Data section:
......
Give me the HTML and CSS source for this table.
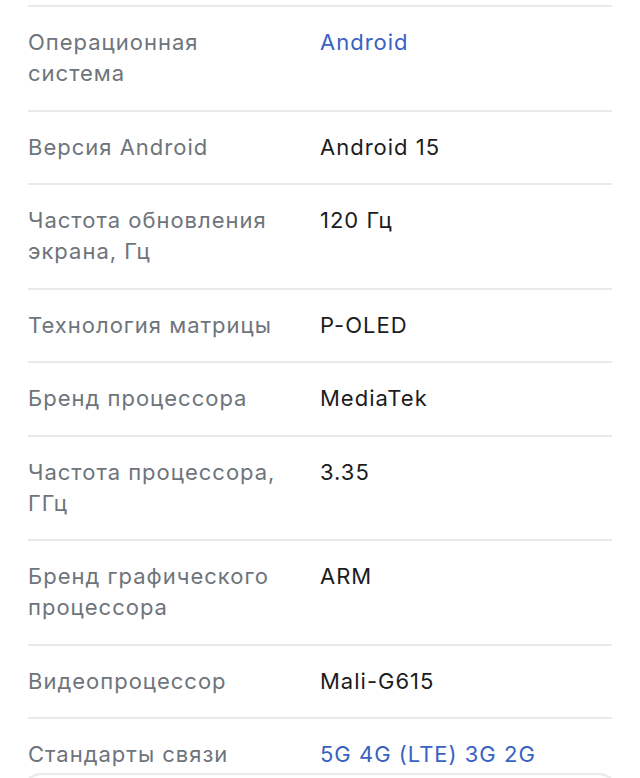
FILE: index.html
```html
<!DOCTYPE html>
<html lang="ru">
<head>
    <meta charset="UTF-8">
    <meta name="viewport" content="width=device-width, initial-scale=1.0">
    <title>Характеристики</title>
    <link rel="stylesheet" href="styles.css">
</head>
<body>
    <div class="page">
        <div class="specs">
            <div class="spec-row">
                <div class="spec-label">Операционная система</div>
                <div class="spec-value link">Android</div>
            </div>
            <div class="spec-row">
                <div class="spec-label">Версия Android</div>
                <div class="spec-value">Android 15</div>
            </div>
            <div class="spec-row">
                <div class="spec-label">Частота обновления экрана, Гц</div>
                <div class="spec-value">120 Гц</div>
            </div>
            <div class="spec-row">
                <div class="spec-label">Технология матрицы</div>
                <div class="spec-value">P-OLED</div>
            </div>
            <div class="spec-row">
                <div class="spec-label">Бренд процессора</div>
                <div class="spec-value">MediaTek</div>
            </div>
            <div class="spec-row">
                <div class="spec-label">Частота процессора, ГГц</div>
                <div class="spec-value">3.35</div>
            </div>
            <div class="spec-row">
                <div class="spec-label">Бренд графического процессора</div>
                <div class="spec-value">ARM</div>
            </div>
            <div class="spec-row">
                <div class="spec-label">Видеопроцессор</div>
                <div class="spec-value">Mali-G615</div>
            </div>
            <div class="spec-row last">
                <div class="spec-label">Стандарты связи</div>
                <div class="spec-value link">5G 4G (LTE) 3G 2G</div>
            </div>
        </div>
        <div class="next-card"></div>
    </div>
</body>
</html>
```

FILE: styles.css
```css
html, body {
    margin: 0;
    padding: 0;
    height: 100%;
    overflow: hidden;
}

body {
    background: #ffffff;
    font-family: Inter, Roboto, "Noto Sans", sans-serif;
}

.page {
    height: 100%;
    overflow: hidden;
}

.specs {
    margin: 0 28px;
    padding-top: 5px;
}

.spec-row {
    display: grid;
    grid-template-columns: 262px 1fr;
    column-gap: 30px;
    padding: 20px 0 20.5px;
    border-top: 2px solid #e8e9eb;
    font-size: 22px;
    line-height: 31px;
    letter-spacing: 1px;
}

.spec-row.last {
    padding-bottom: 0;
}

.spec-label {
    color: #6e747b;
}

.spec-value {
    color: #1b1c1e;
}

.spec-value.link {
    color: #3a62c3;
}

.next-card {
    margin: 3px 20px 0;
    height: 40px;
    border: 2px solid #e9eaec;
    border-radius: 26px;
}
```
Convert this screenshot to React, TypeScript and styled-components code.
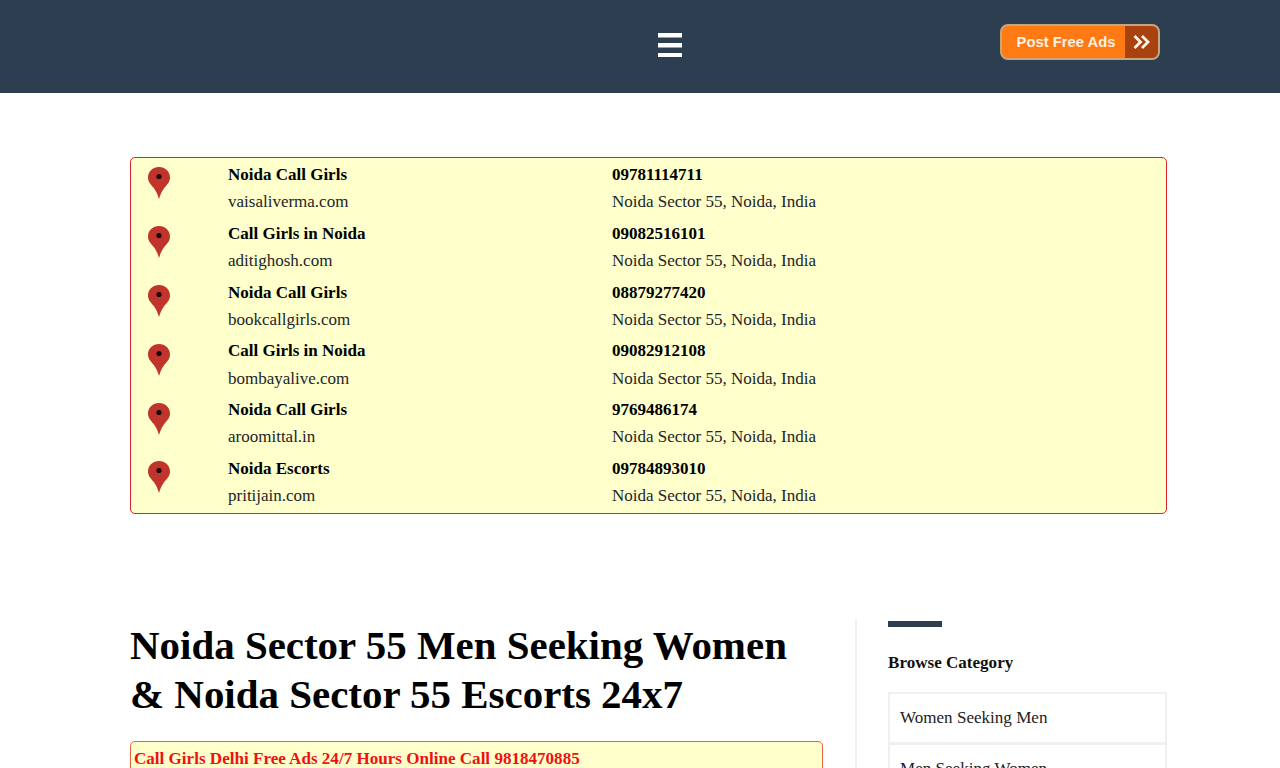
import React from 'react'
import styled, { createGlobalStyle } from 'styled-components'

const GlobalStyle = createGlobalStyle`
  html, body {
    margin: 0;
    padding: 0;
    height: 768px;
    overflow: hidden;
    background: #fff;
  }
  body {
    font-family: 'Liberation Serif', 'Times New Roman', serif;
    font-size: 17px;
    line-height: 27.2px;
    color: #212529;
  }
`

const Header = styled.header`
  height: 93px;
  background: #2c3e50;
  display: grid;
  grid-template-columns: 658px 24px 1fr;
  align-items: center;
  padding-right: 120px;
`

const MenuIcon = styled.svg`
  grid-column: 2;
  display: block;
  width: 24px;
  height: 24px;
  margin-top: -3px;
`

const PostButton = styled.a`
  grid-column: 3;
  justify-self: end;
  width: 160px;
  height: 36px;
  margin-top: -9px;
  box-sizing: border-box;
  border: 2px solid #c4a77d;
  border-radius: 8px;
  background: #ff7a14;
  overflow: hidden;
  display: flex;
  align-items: stretch;
  font-family: 'Liberation Sans', Arial, sans-serif;
  font-weight: 700;
  font-size: 14.8px;
  color: #fff0e0;
`

const PostLabel = styled.span`
  flex: 1;
  display: flex;
  align-items: center;
  justify-content: center;
  padding-left: 5px;
  line-height: 1;
`

const PostArrow = styled.span`
  width: 33px;
  background: #a8430f;
  display: flex;
  align-items: center;
  justify-content: center;
`

const Page = styled.main`
  width: 1037px;
  margin-left: 130px;
  padding-top: 64px;
`

const Listings = styled.section`
  box-sizing: border-box;
  height: 357px;
  border: 1px solid #d9262c;
  border-radius: 5px;
  background: #ffffcc;
  padding: 3px 0 0;
  display: flex;
  flex-direction: column;
  gap: 4.1px;
`

const Listing = styled.div`
  display: grid;
  grid-template-columns: 97px 384px 1fr;
  grid-template-rows: 27.2px 27.5px;
  color: #212529;
`

const PinCell = styled.div`
  grid-row: 1 / span 2;
  padding: 6.4px 0 0 17px;
`

const Pin = styled.svg`
  display: block;
  width: 22px;
  height: 32px;
`

const Strong = styled.div`
  font-weight: 700;
  color: #000;
`

const Columns = styled.div`
  display: grid;
  grid-template-columns: 725px 312px;
  margin-top: 106px;
`

const Article = styled.article`
  width: 693px;
`

const Title = styled.h1`
  margin: 0.5px 0 22px;
  font-size: 40.95px;
  line-height: 49.2px;
  font-weight: 700;
  color: #000;
`

const Notice = styled.div`
  border: 1px solid #e8663f;
  border-radius: 5px;
  background: #ffffcc;
  padding: 3px 3px;
  font-size: 17.07px;
  font-weight: 700;
  color: #ee1111;
  height: 120px;
`

const Sidebar = styled.aside`
  border-left: 2px solid #f0f0f0;
  padding-left: 31px;
`

const Accent = styled.div`
  width: 54px;
  height: 6px;
  margin-top: 1px;
  background: #2c3e50;
`

const SideTitle = styled.h4`
  margin: 22px 0 16px;
  font-size: 17.07px;
  line-height: 27px;
  font-weight: 700;
  color: #111;
`

const CategoryList = styled.ul`
  list-style: none;
  margin: 0;
  padding: 0;
`

const Category = styled.li`
  box-sizing: border-box;
  height: 52px;
  margin-bottom: -1px;
  padding: 10px 10px;
  border: 2px solid #f0f0f0;
  font-size: 17.07px;
  color: #222;
`

const LISTINGS = [
  { name: 'Noida Call Girls', site: 'vaisaliverma.com', phone: '09781114711' },
  { name: 'Call Girls in Noida', site: 'aditighosh.com', phone: '09082516101' },
  { name: 'Noida Call Girls', site: 'bookcallgirls.com', phone: '08879277420' },
  { name: 'Call Girls in Noida', site: 'bombayalive.com', phone: '09082912108' },
  { name: 'Noida Call Girls', site: 'aroomittal.in', phone: '9769486174' },
  { name: 'Noida Escorts', site: 'pritijain.com', phone: '09784893010' },
]

const CATEGORIES = ['Women Seeking Men', 'Men Seeking Women', 'Escorts']

export default function App() {
  return (
    <>
      <GlobalStyle />
      <Header>
        <MenuIcon viewBox="0 0 24 24">
          <path fill="#fff" d="M0 0h24v4.4H0zM0 10h24v4.4H0zM0 20h24v4.4H0z" />
        </MenuIcon>
        <PostButton>
          <PostLabel>Post Free Ads</PostLabel>
          <PostArrow>
            <svg width="18" height="14" viewBox="0 0 18 14">
              <path
                fill="none"
                stroke="#fff3e6"
                strokeWidth="2.8"
                d="M1.5 1l6 6-6 6M9 1l6 6-6 6"
              />
            </svg>
          </PostArrow>
        </PostButton>
      </Header>
      <Page>
        <Listings>
          {LISTINGS.map((item, i) => (
            <Listing key={i}>
              <PinCell>
                <Pin viewBox="0 0 22 32">
                  <path
                    fill="#c0342c"
                    d="M11 0C4.9 0 0 4.6 0 10.4c0 4.6 3 7 5.6 10.4 2.4 3.1 4 6.6 5.4 11.2 1.4-4.6 3-8.1 5.4-11.2C19 17.4 22 15 22 10.4 22 4.6 17.1 0 11 0z"
                  />
                  <circle cx="11" cy="9.5" r="2.6" fill="#1a0505" />
                </Pin>
              </PinCell>
              <Strong>{item.name}</Strong>
              <Strong>{item.phone}</Strong>
              <div>{item.site}</div>
              <div>Noida Sector 55, Noida, India</div>
            </Listing>
          ))}
        </Listings>
        <Columns>
          <Article>
            <Title>
              Noida Sector 55 Men Seeking Women
              <br />& Noida Sector 55 Escorts 24x7
            </Title>
            <Notice>Call Girls Delhi Free Ads 24/7 Hours Online Call 9818470885</Notice>
          </Article>
          <Sidebar>
            <Accent />
            <SideTitle>Browse Category</SideTitle>
            <CategoryList>
              {CATEGORIES.map(c => (
                <Category key={c}>{c}</Category>
              ))}
            </CategoryList>
          </Sidebar>
        </Columns>
      </Page>
    </>
  )
}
......
Exercise objective: Among these entries, how many lines include the string "components"? Reply with the number by itself.

The output: 2